Sage Sleeveless Summer Blouse

Caitlyn is standing on residential sidewalk wearing a sleeveless summer blouse, white jeans, nude pumps, and sunglasses

Caitlyn is turned to the side to show the deep armhole, voluminous fit, and high-low hem of her sleeveless summer blouse

Now this is the kind of summer top I dream of. The fabric is a beautifully smooth, soft, and drapey mystery material that my mom (hi Mom!) gave me when she was clearing out her sewing and craft supplies. I’m not sure what she originally bought it for; I can’t recall anything she’s made out of it. The smooth hand and fluid drape remind me of rayon challis, although Allie’s Fabric Files says that wrinkles will fall out of rayon challis within a few minutes of wear, and that’s definitely NOT the case with this material. It loves a good steamy press, but also seems to wrinkle from my body heat alone. Perhaps it’s linen or a linen blend?

To keep the fabric from slithering away from me during cutting and sewing, I filled a dollar store spray bottle with homemade spray starch (made by boiling cornstarch in water) and applied it liberally while pressing. It made a huge difference in how the fabric handled: it remained crisp and even a little grippy throughout the sewing process.

The pattern is a heavily altered McCall’s 7324. I mentioned the modifications I intended to make after muslining the pattern, but here’s a rundown of the changes that happened on the final garment:

  • Cut a size 10 instead of a size 6
  • Narrow the shoulders by 1 inch
  • Deepen the armhole by 0.5 inches
  • Eliminate the vertical pleat extending from the placket
  • Eliminate the gathers along the front neckline between the placket and the shoulder, which necessitated the following compensating changes:
    • Change the shape of the placket opening from a trapezoid (narrow at the top, wider at the bottom) to a V
    • Change the length and angle of the placket bands to match the new opening, ensuring the bottoms of the bands will be horizontal when stitched in place
    • Shorten the neckband (which looks like a collar stand)
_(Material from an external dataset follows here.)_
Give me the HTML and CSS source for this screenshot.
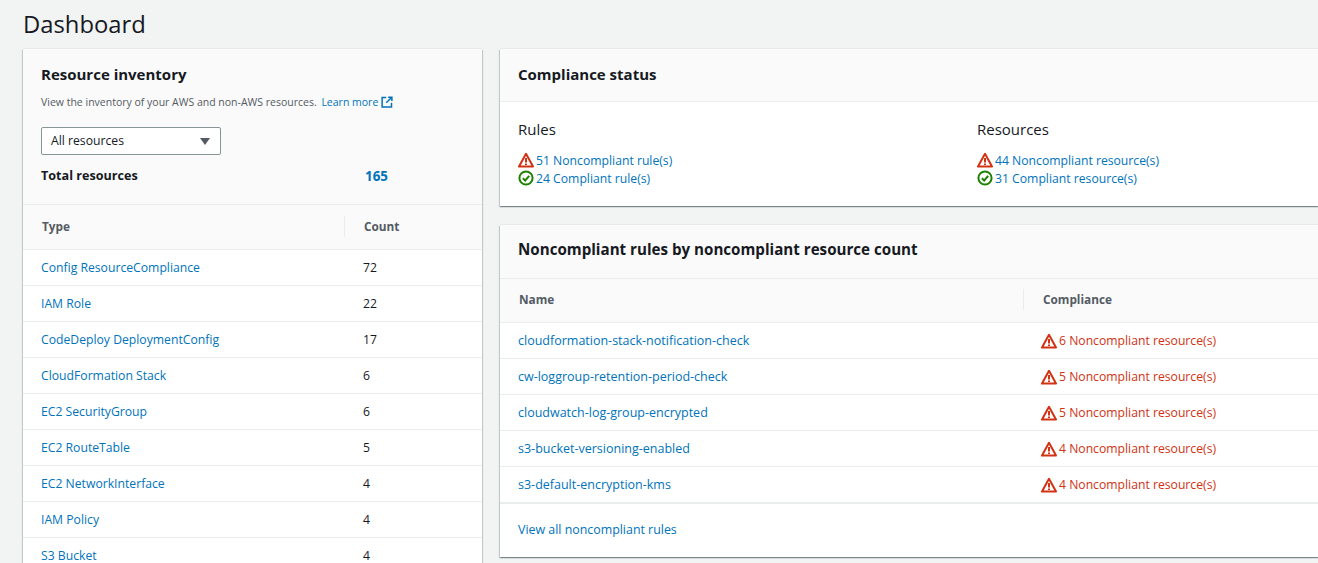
FILE: index.html
```html
<!DOCTYPE html>
<html lang="en">
<head>
    <meta charset="UTF-8">
    <meta name="viewport" content="width=device-width, initial-scale=1.0">
    <title>Dashboard</title>
    <link rel="stylesheet" href="styles.css">
</head>
<body>

<svg class="icon-defs" width="0" height="0" aria-hidden="true">
    <symbol id="warn" viewBox="0 0 16 16">
        <path d="M8 1.8 1 14.6h14z" fill="none" stroke="#d13212" stroke-width="2" stroke-linejoin="round"/>
        <path d="M8 6v4.5M8 11.4v1.6" fill="none" stroke="#d13212" stroke-width="2"/>
    </symbol>
    <symbol id="ok" viewBox="0 0 16 16">
        <circle cx="8" cy="8" r="6.6" fill="none" stroke="#1d8102" stroke-width="2"/>
        <path d="M4.8 8.2 7.2 10.5 11.2 5.8" fill="none" stroke="#1d8102" stroke-width="2"/>
    </symbol>
</svg>

<h1 class="page-title">Dashboard</h1>

<div class="layout">
    <!-- Left column -->
    <section class="card inventory">
        <div class="inventory-head">
            <h2>Resource inventory</h2>
            <p class="desc">View the inventory of your AWS and non-AWS resources. <a href="#" class="learn">Learn more<svg class="ext-icon" width="12" height="12" viewBox="0 0 16 16"><path d="M7 2H1.5v12.5H14V9" fill="none" stroke="#0073bb" stroke-width="2"/><path d="M9.5 1.5h5v5M14 2 7 9" fill="none" stroke="#0073bb" stroke-width="2"/></svg></a></p>
            <div class="select">
                <span>All resources</span>
                <i class="caret"></i>
            </div>
            <div class="total">
                <strong>Total resources</strong>
                <a href="#">165</a>
            </div>
        </div>
        <div class="inv-row inv-header">
            <span class="inv-type">Type</span>
            <span class="inv-count">Count</span>
        </div>
        <div class="inv-row"><a href="#" class="inv-type">Config ResourceCompliance</a><span class="inv-count">72</span></div>
        <div class="inv-row"><a href="#" class="inv-type">IAM Role</a><span class="inv-count">22</span></div>
        <div class="inv-row"><a href="#" class="inv-type">CodeDeploy DeploymentConfig</a><span class="inv-count">17</span></div>
        <div class="inv-row"><a href="#" class="inv-type">CloudFormation Stack</a><span class="inv-count">6</span></div>
        <div class="inv-row"><a href="#" class="inv-type">EC2 SecurityGroup</a><span class="inv-count">6</span></div>
        <div class="inv-row"><a href="#" class="inv-type">EC2 RouteTable</a><span class="inv-count">5</span></div>
        <div class="inv-row"><a href="#" class="inv-type">EC2 NetworkInterface</a><span class="inv-count">4</span></div>
        <div class="inv-row"><a href="#" class="inv-type">IAM Policy</a><span class="inv-count">4</span></div>
        <div class="inv-row"><a href="#" class="inv-type">S3 Bucket</a><span class="inv-count">4</span></div>
    </section>

    <!-- Right column -->
    <div class="right">
        <section class="card status">
            <div class="card-head"><h2>Compliance status</h2></div>
            <div class="status-body">
                <div class="status-col">
                    <h3>Rules</h3>
                    <a href="#" class="status-link"><svg class="icon"><use href="#warn"/></svg>51 Noncompliant rule(s)</a>
                    <a href="#" class="status-link"><svg class="icon"><use href="#ok"/></svg>24 Compliant rule(s)</a>
                </div>
                <div class="status-col">
                    <h3>Resources</h3>
                    <a href="#" class="status-link"><svg class="icon"><use href="#warn"/></svg>44 Noncompliant resource(s)</a>
                    <a href="#" class="status-link"><svg class="icon"><use href="#ok"/></svg>31 Compliant resource(s)</a>
                </div>
            </div>
        </section>

        <section class="card rules">
            <div class="card-head"><h2>Noncompliant rules by noncompliant resource count</h2></div>
            <div class="rule-row rule-header">
                <span class="rule-name">Name</span>
                <span class="rule-comp">Compliance</span>
            </div>
            <div class="rule-row"><a href="#" class="rule-name">cloudformation-stack-notification-check</a><span class="rule-comp"><svg class="icon"><use href="#warn"/></svg>6 Noncompliant resource(s)</span></div>
            <div class="rule-row"><a href="#" class="rule-name">cw-loggroup-retention-period-check</a><span class="rule-comp"><svg class="icon"><use href="#warn"/></svg>5 Noncompliant resource(s)</span></div>
            <div class="rule-row"><a href="#" class="rule-name">cloudwatch-log-group-encrypted</a><span class="rule-comp"><svg class="icon"><use href="#warn"/></svg>5 Noncompliant resource(s)</span></div>
            <div class="rule-row"><a href="#" class="rule-name">s3-bucket-versioning-enabled</a><span class="rule-comp"><svg class="icon"><use href="#warn"/></svg>4 Noncompliant resource(s)</span></div>
            <div class="rule-row"><a href="#" class="rule-name">s3-default-encryption-kms</a><span class="rule-comp"><svg class="icon"><use href="#warn"/></svg>4 Noncompliant resource(s)</span></div>
            <div class="card-foot"><a href="#">View all noncompliant rules</a></div>
        </section>
    </div>
</div>

</body>
</html>
```

FILE: styles.css
```css
/* Page */
html, body {
    height: 563px;
    overflow: hidden;
}

body {
    margin: 0;
    width: 1318px;
    background-color: #f2f3f3;
    color: #16191f;
    font-family: 'Open Sans', 'Noto Sans', sans-serif;
    font-size: 12.2px;
}

a {
    color: #0073bb;
    text-decoration: none;
}

.icon-defs {
    display: block;
    height: 0;
}

.page-title {
    margin: 0;
    height: 49px;
    padding-left: 23px;
    font-size: 23.8px;
    font-weight: 400;
    line-height: 48px;
}

.layout {
    display: flex;
    align-items: flex-start;
    gap: 18px;
    padding-left: 23px;
}

/* Cards */
.card {
    background-color: white;
    box-shadow: 0 1px 1px 0 rgba(0, 28, 36, 0.3), 1px 1px 1px 0 rgba(0, 28, 36, 0.15), -1px 1px 1px 0 rgba(0, 28, 36, 0.15), 0 -1px 0 0 rgba(0, 28, 36, 0.04);
}

.card h2 {
    margin: 0;
    font-size: 15px;
    font-weight: 700;
}

.card-head {
    height: 52px;
    display: flex;
    align-items: center;
    padding-left: 18px;
    background-color: #fafafa;
    border-bottom: 1px solid #eaeded;
}

.card-head h2 {
    margin-top: -2px;
}

.rules .card-head {
    height: 53px;
}

.rules .card-head h2 {
    margin-top: -5px;
    font-size: 15.15px;
}

/* Resource inventory */
.inventory {
    width: 459px;
    flex-shrink: 0;
}

.inventory-head {
    height: 156px;
    box-sizing: border-box;
    padding: 15px 18px 0;
    background-color: #fafafa;
    border-bottom: 1px solid #eaeded;
}

.desc {
    margin: 9px 0 0;
    color: #545b64;
    font-size: 10.5px;
    line-height: 18px;
}

.learn {
    margin-left: 2px;
}

.ext-icon {
    margin-left: 3px;
    vertical-align: -2px;
}

.select {
    width: 180px;
    height: 28px;
    box-sizing: border-box;
    margin-top: 16px;
    padding: 0 10px 0 9px;
    display: flex;
    align-items: center;
    justify-content: space-between;
    background-color: white;
    border: 1px solid #879596;
    border-radius: 2px;
}

.select span {
    margin-top: -2px;
}

.caret {
    width: 0;
    height: 0;
    border-left: 5px solid transparent;
    border-right: 5px solid transparent;
    border-top: 7px solid #545b64;
}

.total {
    display: flex;
    margin-top: 12px;
    font-size: 12.6px;
    line-height: 18px;
}

.total strong {
    width: 324px;
}

.total a {
    font-size: 13.4px;
    font-weight: 700;
}

.inv-row {
    height: 36px;
    display: flex;
    align-items: center;
    border-bottom: 1px solid #eaeded;
    box-sizing: border-box;
    padding-left: 18px;
}

.inv-type {
    width: 322px;
    flex-shrink: 0;
}

.inv-header {
    height: 45px;
    padding-bottom: 2px;
    background-color: #fafafa;
    color: #545b64;
    font-size: 11.8px;
    font-weight: 700;
}

.inv-header .inv-type {
    padding-left: 1px;
    width: 302px;
}

.inv-header .inv-count {
    padding-left: 19px;
    border-left: 1px solid #eaeded;
    line-height: 21px;
}

/* Compliance status */
.right {
    width: 818px;
    flex-shrink: 0;
    display: flex;
    flex-direction: column;
    gap: 19px;
}

.status-body {
    height: 104px;
    display: flex;
    padding-left: 18px;
    box-sizing: border-box;
}

.status-col {
    width: 459px;
    flex-shrink: 0;
    display: flex;
    flex-direction: column;
}

.status-col h3 {
    margin: 17px 0 12px;
    font-size: 15px;
    font-weight: 400;
    line-height: 20px;
}

.status-link {
    display: flex;
    align-items: center;
    height: 18px;
}

.icon {
    width: 16px;
    height: 16px;
    margin-right: 2px;
    flex-shrink: 0;
}

/* Noncompliant rules table */
.rule-row {
    height: 36px;
    box-sizing: border-box;
    display: flex;
    align-items: center;
    padding-left: 18px;
    border-bottom: 1px solid #eaeded;
}

.rule-name {
    width: 523px;
    flex-shrink: 0;
    font-size: 12.5px;
}

.rule-comp {
    display: flex;
    align-items: center;
    color: #d13212;
}

.rule-header {
    height: 44px;
    padding-bottom: 2px;
    background-color: #fafafa;
    color: #545b64;
    font-size: 11.8px;
    font-weight: 700;
    line-height: 21px;
}

.rule-header .rule-name {
    padding-left: 1px;
    width: 504px;
    font-size: 11.8px;
}

.rule-header .rule-comp {
    padding-left: 19px;
    border-left: 1px solid #eaeded;
    color: #545b64;
}

.card-foot {
    height: 54px;
    box-sizing: border-box;
    display: flex;
    align-items: center;
    padding-left: 18px;
    padding-bottom: 2px;
    font-size: 12.4px;
    border-top: 1px solid #eaeded;
}
```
I also left the hem curve alone this time instead of trying to shorten the back. A little butt coverage isn’t such a bad thing.

Caitlyn has her back to the camera to show how the curved hem of McCall's 7324 provides full bum coverage

The top is quite voluminous. With the relaxed fit, going up one size would have been sufficient. I also didn’t account for the fact that a two-size increase would change the armhole, so while taking in the shoulder width was definitely a good call, scooping out the bottom of the armhole an extra half-inch wasn’t necessary. In fact, as you probably noticed in the second photo, raising or moving my arms reveals a peek of bra band. I don’t care that much when I’m wearing the top casually, but I’ll throw on a camisole underneath if I’m in a more conservative setting. I’d love to make an obnoxiously colored bralette to wear with it—I keep envisioning orange—because FASHION.

On the inside, I stitched everything on my sewing machine, then finished the side and shoulder seams with my serger and the armholes with self-fabric bias tape. (Starch is the only thing that made bias tape possible, and even then, I’ve got a few spots of wobbly stitching where the raw edge has come untucked. I have no idea how anyone can make bias tape out of things like silk…) The hem is a baby hem made using Carolyn’s instructions.

I think that’s everything? Here are a few up-close shots:

A detail shot of the v-shaped placket and shoulder gathers of her modified McCall's 7324 sleeveless summer blouse

A detail shot of the gathers at the back neckline of the McCall's 7324 sleeveless summer blouse

A detail shot showing the high-low hem of the McCall's 7324 sleeveless summer blouse

A detail shot showing the baby hem used on the McCall's 7324 sleeveless summer blouse

I’m much happier with the gathers on this iteration, and my topstitching on the neckband is marginally better this time. I wore this beauty about once a week from the time it was done until a cardigan wasn’t enough to make it warm. I don’t exactly look forward to summer here in the south, but being able to throw on a cool, comfortable top I made takes a bit of the sting out of it—it’s the closest I’m ever going to come to looking stylish while sweating buckets.